Dead Leaves

I’m no longer tired and my feet feel fine, so here’s some more on the Stripes show: It’s been a while since I’ve been to anything like a large concert (not that Roseland can really be called a large concert venue), and I’d forgotten what it’s like to mingle with Serious Fans. Because Roseland is entirely general admission, I figured I would try to show up early enough to get more or less to the front - I’m just under 5′6″, so if I get stuck in the middle of the floor there’s no way I’m seeing more than the backs of other people’s heads. However, having taken the time printed on the tickets for the actual show time (which it was not) rather than the door time (which it was), I turned out to be dramatically early, early enough that I was perhaps only ten people back from the front of the line outside Roseland, and smack in the middle of some very serious fans indeed. One pair, a mother and daughter, had come from California to NYC for the week because there were three Stripes shows here on consecutive nights - they bought tickets for all three on eBay and made a vacation of it. The mother was very Jack-focused, and gave me (whether I wanted it or not) an update on the past six months of his love life and haircut. The daughter, a sophomore in high school, was more of a Meg fan, but still had several anecdotes that involved waiting around outside venues until one in the morning and getting to actually touch one or both of them.
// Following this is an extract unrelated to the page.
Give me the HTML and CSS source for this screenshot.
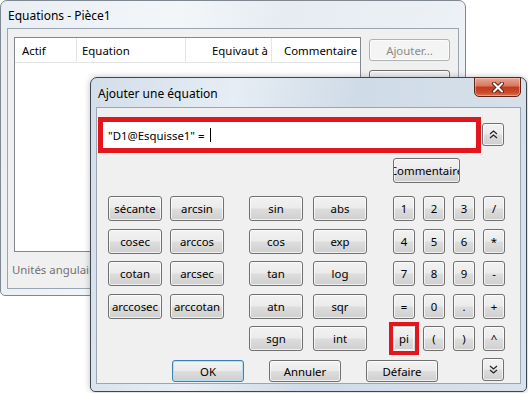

As this was only my second show, the first one being that free performance they did in Union Square last October, I was distinctly in the front-of-the-line minority, but everyone else assured me that I was still nonetheless a Serious Fan for having shown up four hours early, and allowed me to share umbrella space when it started to rain about forty five minutes before door. (I didn’t tell them that I’d only meant to show up an hour and a half early.) Once actually inside, of course, we had two opening bands to sit through. I don’t even know who the first was, but after them we had Whirlwind Heat. I’m not a fan, exactly, but they were certainly entertaining, and better than I expected.

The White Stripes show itself was fantastic, although the atmosphere was distinctly different from that of the outdoor show last year - there was less between-song conversation, for one thing, and I think the crowd’s energy was beginning to wane by the time they went on - but they’re still better live than (almost) any other band I’ve seen in recent history. I haven’t been able to dig up a complete set list yet, but they did most of Elephant and a healthy portion of the earlier stuff - Death Letter was great, of course, and Hello Operator might be the best song in the world. I ended up being able to see perfectly, being front and center behind nobody except a girl who couldn’t have been more than four and a half feet tall. And at least this time I didn’t get a horrible sunburn.